United States citizens are responsible to pay a yearly income tax based on their taxable income, which is their net income minus allowable deductions. Many citizens are responsible for paying national, state and local income tax. Interestingly, there are several states including Texas, Alaska, Nevada, North Dakota, Washington, Wyoming and Florida that charge their citizens no state income taxes.
Taxes are due on April 15th of each year, and citizens who do not pay their taxes on time are penalized with fees. Taxpayers self-assess their tax burden, either by themselves using tax forms, by themselves using tax accounting software, or with the help of tax preparers. The Internal Revenue Service reserves the right to audit tax returns.
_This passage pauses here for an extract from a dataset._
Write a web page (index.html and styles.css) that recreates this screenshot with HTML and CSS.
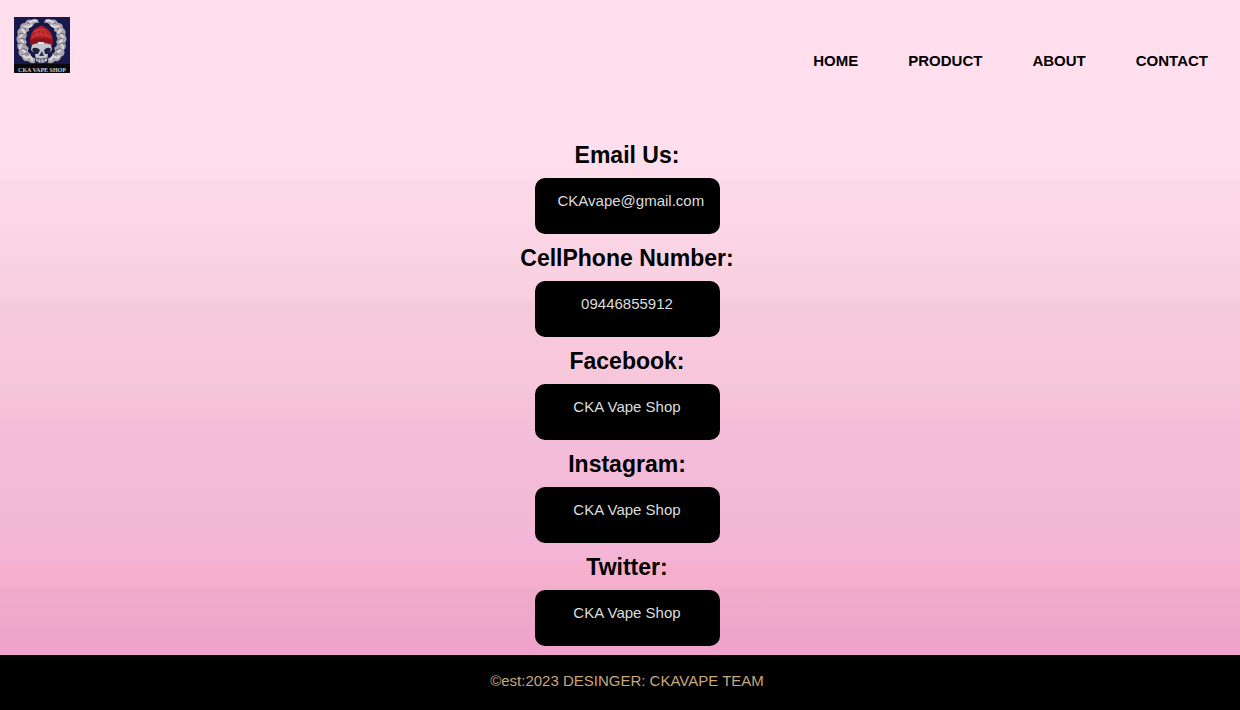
FILE: index.html
```html
<!DOCTYPE html>
<html lang="en">
<head>
<meta charset="utf-8">
<title>CKA Vape Shop - Contact</title>
<link rel="stylesheet" href="styles.css">
</head>
<body>
<header class="header">
  <a class="logo" href="#" aria-label="CKA Vape Shop">
    <svg viewBox="0 0 56 56" width="56" height="56">
      <defs>
        <g id="smoke">
          <path d="M24 3Q21 1 18 3Q13 1 11 6Q6 6 6 11Q2 14 4 18Q1 22 4 26Q2 30 5 33Q3 38 8 40Q9 45 14 44Q18 48 22 45L21 41Q16 41 17 37Q12 35 15 31Q10 28 13 25Q10 22 13 19Q11 15 15 14Q14 9 19 9Q20 5 25 6Z" fill="#aaa5ad"/>
          <path d="M23 4Q17 2 15 7Q20 8 15 10Q9 8 8 13Q13 15 8 18Q5 20 7 23Q11 25 7 28Q5 31 8 33Q13 34 9 38Q12 43 15 39Q19 41 18 44" fill="none" stroke="#dfd9d9" stroke-width="2"/>
          <path d="M13 6Q17 6 16 8M7 11Q10 10 12 12M5 17Q8 15 11 18M5 22Q9 20 11 23M4 27Q8 25 11 28M6 33Q9 30 13 33M8 38Q11 35 15 38" fill="none" stroke="#6d687c"/>
        </g>
      </defs>
      <rect width="56" height="56" fill="#17194e"/>
      <use href="#smoke"/>
      <use href="#smoke" transform="translate(55 0) scale(-1 1)"/>
      <path d="M16 26L20 23H36L39 26L38 34L34 39V45H21V39L17 34Z" fill="#15183a"/>
      <path d="M18 27Q27 23 37 27L38 33L34 37L33 44Q27 48 22 44L21 37L17 33Z" fill="#c3c4cf"/>
      <path d="M18 32Q22 29 26 33L24 37H20ZM30 33Q34 29 37 32L35 37H31Z" fill="#20233e"/>
      <path d="M28 34L25 39H30Z" fill="#343449"/>
      <path d="M21 41Q27 43 34 41M24 41V45M27 42V46M30 41V45" stroke="#555568" fill="none"/>
      <path d="M16 26Q16 12 25 10Q27 7 30 10Q39 13 39 27L38 28Q27 24 17 28Z" fill="#b51f26"/>
      <path d="M18 20Q27 15 37 20M20 15Q25 11 31 13M22 18L24 15M27 17V14M32 17L31 14" fill="none" stroke="#d04c45"/>
      <path d="M16 23Q27 19 39 23V27Q27 23 17 28Z" fill="#86151e"/>
      <rect x="24" y="25" width="6" height="2" fill="#d9e0ec"/>
      <rect y="47" width="56" height="9" fill="#07070c"/>
      <text class="logo-text" x="28" y="55" text-anchor="middle">CKA VAPE SHOP</text>
    </svg>
  </a>
  <nav class="nav">
    <a href="#">HOME</a>
    <a href="#">PRODUCT</a>
    <a href="#">ABOUT</a>
    <a href="#">CONTACT</a>
  </nav>
</header>
<main class="contacts">
  <h2 class="label">Email Us:</h2>
  <p class="card">CKAvape@gmail.com</p>
  <h2 class="label">CellPhone Number:</h2>
  <p class="card">09446855912</p>
  <h2 class="label">Facebook:</h2>
  <p class="card">CKA Vape Shop</p>
  <h2 class="label">Instagram:</h2>
  <p class="card">CKA Vape Shop</p>
  <h2 class="label">Twitter:</h2>
  <p class="card">CKA Vape Shop</p>
</main>
<footer class="footer">©est:2023 DESINGER: CKAVAPE TEAM</footer>
</body>
</html>
```
FILE: styles.css
```css
* {
  box-sizing: border-box;
}

body {
  margin: 0;
  min-height: 100vh;
  display: flex;
  flex-direction: column;
  font-family: "Liberation Sans", Arial, sans-serif;
  font-size: 15px;
  line-height: 18px;
  color: #000;
  background: linear-gradient(#ffdfed 0, #ffdfed 140px, #fddceb 178px, #fad8e8 182px, #fdd8e8 205px, #fad3e3 260px, #f8cfe0 298px, #f4c9dc 302px, #f9c8dd 350px, #f5c5da 390px, #f9bed7 415px, #f4bddb 425px, #f3bad7 500px, #f4b4d6 560px, #f6afcd 563px, #f5afcc 586px, #f0abca 590px, #efa2cc 655px);
}

.header {
  display: flex;
  justify-content: space-between;
  align-items: flex-start;
  padding: 17px 32px 0 14px;
  height: 131px;
}

.logo svg {
  display: block;
}

.logo-text {
  font-family: "Liberation Serif", serif;
  font-size: 6px;
  font-weight: bold;
  fill: #d0d0d4;
}

.nav {
  display: flex;
  gap: 50px;
  padding-top: 35px;
}

.nav a {
  color: #000;
  font-weight: bold;
  text-decoration: none;
}

.contacts {
  flex: 1;
  display: flex;
  flex-direction: column;
  align-items: center;
  padding: 0 0 9px 14px;
}

.label {
  margin: 0;
  padding: 10px 0 9px;
  font-size: 23px;
  line-height: 28px;
}

.card {
  margin: 0;
  width: 185px;
  min-height: 56px;
  padding: 14px 23px;
  border-radius: 10px;
  background: #000;
  color: #ddd;
  text-align: center;
}

.footer {
  padding: 17px 0 20px 14px;
  background: #000;
  color: #c8a77c;
  text-align: center;
}
```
The first personal income tax was not implemented until 1861 to help the country pay for the Civil War. The first non-war time income tax was imposed in 1894. This tax was charged at 2% for income over $4,000, of which only 10% of U.S. citizens qualified. In 1913, the Sixteenth Amendment was passed, which gave Congress the right to impose taxes.
The United States tax code has a long and varied history. At some points in history, those in the highest income bracket were charged as much as 94% of their taxable income. Because some see the current tax code as unnecessarily complicated, there have been various plans to change it which range from imposing a consumption tax or a currency conversion tax, but thus far neither movement has gained much ground.
Currently, income taxes are low. The lowest tax bracket is at the lowest rate it has been since 1936, and the highest tax bracket is at the lowest it has been since 1991. Many speculate that federal income tax rates will have to be increased to cover the national deficit, which continues to grow.